The CIM were quick to oppose the Seventh-Day Adventists when they tried to gain a foothold in Guizhou. The CIM strongly opposed their doctrine and were grieved by the spiritual condition of their members. Harry Taylor wrote this scathing assessment from Guiyang:
"The Seventh-Day Adventists are few in numbers. In all places where there are members they are using money and influence to get believers to go to them, and for the last two or three years have been a disturbing influence in our district. They accept all excommunicated members and enquirers after the briefest instruction about keeping Saturday and not eating pork, and they give them status as church members. They then use their knowledge of the Christians to seek out all to entice them away. Their members smoke and deal in the soul-destroying opium, and are not rebuked for it."
Whether the CIM consciously or sub-consciously blocked other mission groups from working in Guizhou is uncertain, but the harvest in most other Chinese provinces by this time was being gathered by numerous mission groups including Baptists, Presbyterians, Methodists, Pentecostals, Anglicans and others. In Guizhou, however, the CIM continued to almost exclusively dominate the Evangelical landscape.

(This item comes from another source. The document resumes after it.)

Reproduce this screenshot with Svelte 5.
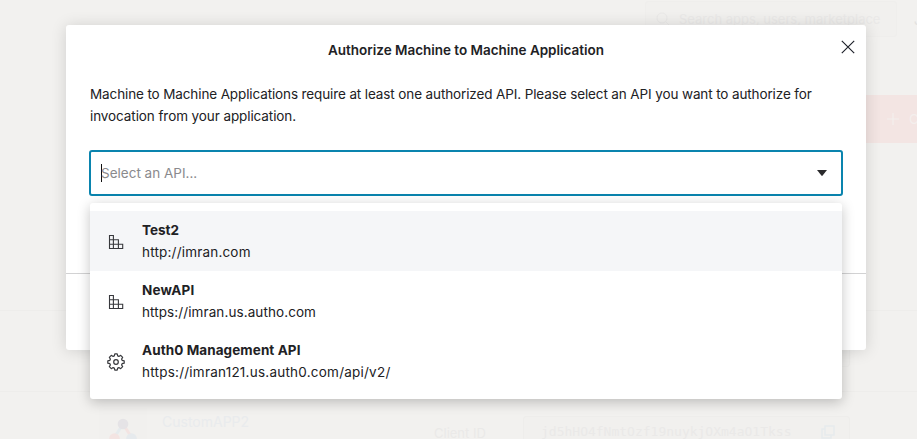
<script>
  const apis = [
    { name: 'Test2', url: 'http://imran.com', icon: 'blocks', nameGap: 0, urlGap: 0.19 },
    { name: 'NewAPI', url: 'https://imran.us.autho.com', icon: 'blocks', nameGap: 0.2, urlGap: 0.09 },
    { name: 'Auth0 Management API', url: 'https://imran121.us.auth0.com/api/v2/', icon: 'gear', nameGap: 0.08, urlGap: 0.23 }
  ];
  const apps = [
    { name: '', clientId: '' },
    { name: 'CustomAPP2', clientId: 'jd5hHO4fNmtOzf19nuykjOXm4aO1Tkss' }
  ];
  let active = $state(0);
</script>

<div class="screen">
  <div class="page" aria-hidden="true">
    <div class="top">
      <div class="search">
        <svg width="14" height="14" viewBox="0 0 14 14" fill="none" stroke="currentColor"><circle cx="6" cy="6" r="5" /><path d="m10 10 3 3" /></svg>
        <span>Search apps, users, marketplace</span>
      </div>
      <span class="nav">J</span>
    </div>
    <div class="actions">
      <div class="create">
        <svg width="12" height="12" viewBox="0 0 12 12" stroke="currentColor" stroke-width="1.2"><path d="M6 0v12M0 6h12" /></svg>
        <span>C</span>
      </div>
    </div>
    {#each apps as app}
      <div class="app">
        <div class="logo">
          <svg width="48" height="48" viewBox="0 0 48 48">
            <path d="m24 16-9 14" stroke="#e6ebed" stroke-width="3" />
            <path d="m24 16 9 14" stroke="#f3e4e2" stroke-width="3" />
            <circle cx="24" cy="16" r="5.3" fill="#e5e3e6" />
            <circle cx="15.5" cy="30.5" r="5.3" fill="#f3e4e2" />
            <circle cx="32.5" cy="30.5" r="5.3" fill="#e6eaed" />
          </svg>
        </div>
        <span class="app-name">{app.name}</span>
        <span class="label">Client ID</span>
        <div class="client">
          <span>{app.clientId}</span>
          <svg width="14" height="14" viewBox="0 0 14 14" fill="none" stroke="currentColor" stroke-width="1.5"><path d="M4 1h9v9H4zM4 4H1v9h9v-3" /></svg>
        </div>
      </div>
    {/each}
  </div>

  <section class="modal" role="dialog" aria-label="Authorize Machine to Machine Application">
    <header>
      <h1>Authorize Machine to Machine Application</h1>
      <button class="close" aria-label="Close">
        <svg width="14" height="14" viewBox="0 0 14 14" stroke="#1e212a" stroke-width="1.15"><path d="m.8.8 12.4 12.4M13.2.8.8 13.2" /></svg>
      </button>
    </header>
    <p><span class="line1">Machine to Machine Applications require at least one authorized API. Please select an API you want to authorize for</span><br /><span class="line2">invocation from your application.</span></p>
    <div class="select">
      <i class="caret"></i>
      <span class="placeholder">Select an API...</span>
      <svg class="arrow" width="10" height="6" viewBox="0 0 10 6"><path d="M0 0h10L5.6 5.6q-.6.6-1.2 0z" fill="#2a2a2c" /></svg>
      <ul class="menu">
        {#each apis as api, i}
          <li class:active={i === active} onmouseenter={() => (active = i)}>
            <span class="icon">
              {#if api.icon === 'blocks'}
                <svg width="16" height="16" viewBox="0 0 16 16" fill="none" stroke="#37383c" stroke-width="1.1"><path d="M1.5 1v13.5h13.2v-4.2H1.5M1 1.5h4.4v13M1.5 5.7h8.9v8.8" /></svg>
              {:else}
                <svg width="18" height="18" viewBox="0 0 18 18" fill="none" stroke="#37383c" stroke-width="1.2" stroke-linejoin="round"><path d="M7.8 .8h2.4l.5 2.1 1.2.5 1.8-1.1 2 2-1.1 1.8.5 1.2 2.1.5v2.4l-2.1.5-.5 1.2 1.1 1.8-2 2-1.8-1.1-1.2.5-.5 2.1H7.8l-.5-2.1-1.2-.5-1.8 1.1-2-2 1.1-1.8-.5-1.2-2.1-.5V7.8l2.1-.5.5-1.2-1.1-1.8 2-2 1.8 1.1 1.2-.5z" /><circle cx="9" cy="9" r="2.3" /></svg>
              {/if}
            </span>
            <div class="text">
              <strong style:letter-spacing="{api.nameGap}px">{api.name}</strong>
              <span style:letter-spacing="{api.urlGap}px">{api.url}</span>
            </div>
          </li>
        {/each}
      </ul>
    </div>
    <footer></footer>
  </section>
</div>

<style>
  :global(body) { margin: 0; overflow: hidden; }
  .screen {
    position: relative; width: 917px; height: 439px; overflow: hidden;
    background: #f2f1ef; color: #212124;
    font: 13.5px/22px Inter, "Liberation Sans", sans-serif;
  }
  .page { height: 439px; overflow: hidden; color: #eae9e8; white-space: nowrap; }
  .top { display: flex; height: 94px; padding-top: 1px; align-items: flex-start; }
  .search {
    display: flex; flex-shrink: 0; box-sizing: border-box; width: 252px; height: 36px; margin-left: 645px; padding-left: 10px;
    align-items: center; gap: 9px; border: 1px solid #efeeec; border-radius: 3px; background: #f1f0ee;
    font-size: 13px;
  }
  .search svg { flex-shrink: 0; }
  .nav { margin: 8px 0 0 17px; color: #e2e1e0; }
  .actions { display: flex; height: 215px; justify-content: flex-end; align-items: flex-start; }
  .create {
    display: flex; box-sizing: border-box; width: 73px; height: 48px; padding-left: 43px; align-items: center;
    gap: 10px; background: #f3e5e3; color: #f3efed; overflow: hidden;
  }
  .create svg { flex-shrink: 0; }
  .app {
    display: flex; box-sizing: border-box; height: 81px; padding: 16px 67px 0 99px;
    border-top: 1px solid #eeedeb; align-items: flex-start;
  }
  .logo { width: 48px; height: 48px; margin-right: 15px; background: #f1f0ee; }
  .app-name { width: 272px; margin-top: 3px; color: #e9ebed; font-size: 14px; }
  .label { width: 89px; margin-top: 14px; font-size: 13px; }
  .client {
    display: flex; box-sizing: border-box; width: 327px; height: 32px; margin-top: 8px; padding: 0 14px 0 17px;
    align-items: center; justify-content: space-between; border: 1px solid #eeedeb; border-radius: 3px;
    background: #f1f0ee; font: 13px/20px "DejaVu Sans Mono", monospace;
  }
  .client svg { color: #e6eaed; }
  .modal {
    position: absolute; left: 66px; top: 25px; width: 800px; height: 325px; box-sizing: border-box;
    display: flex; flex-direction: column; border-radius: 3px; background: #fff;
    box-shadow: 0 1px 16px rgb(0 0 0 / 14%);
  }
  header { display: grid; grid-template-columns: 48px 1fr 48px; height: 58px; }
  h1 { grid-column: 2; margin: 14px 0 0; font-size: 13.5px; line-height: 22px; font-weight: 600; text-align: center; letter-spacing: -.02px; }
  .close { display: flex; width: 20px; height: 20px; margin: 12px 0 0 20px; padding: 0; border: 0; background: none; align-items: center; justify-content: center; }
  p { height: 44px; margin: 0 0 23px 24px; white-space: nowrap; }
  .line1 { letter-spacing: -.12px; }
  .line2 { letter-spacing: -.09px; }
  .select {
    position: relative; display: flex; box-sizing: border-box; width: 754px; height: 46px; margin-left: 23px;
    padding: 0 14px 0 10px; border: 2px solid #0a84ae; border-radius: 3px; align-items: center;
  }
  .caret { width: 1px; height: 18px; background: #111; }
  .placeholder { flex: 1; margin-left: -1px; color: #8a8a8d; }
  .menu {
    position: absolute; left: -1px; top: 51px; width: 752px; height: 196px; box-sizing: border-box; margin: 0;
    padding: 8px 0; list-style: none; background: #fff; border-radius: 3px;
    box-shadow: 0 3px 13px rgb(0 0 0 / 23%);
  }
  li { display: flex; height: 60px; align-items: center; }
  li.active { background: #f5f6f8; }
  .icon { display: flex; width: 52px; padding-top: 2px; justify-content: center; }
  .text { display: flex; flex-direction: column; white-space: nowrap; }
  strong { font-weight: 700; }
  footer { margin-top: auto; height: 76px; border-top: 1px solid #d2d2d3; border-radius: 0 0 3px 3px; }
</style>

The Catholics, on the other hand, had few restrictions on their work and their numbers increased sharply throughout the decade. In the early 1920s, Catholics in Guizhou outnumbered Evangelicals by almost a 4:1 ratio, and while many Evangelical churches were mired in a state of inertia, the Catholics surged ahead and nearly doubled their church membership by the end of the decade. Most of their work was concentrated in and around the capital city Guiyang, and in the southern districts of Guizhou.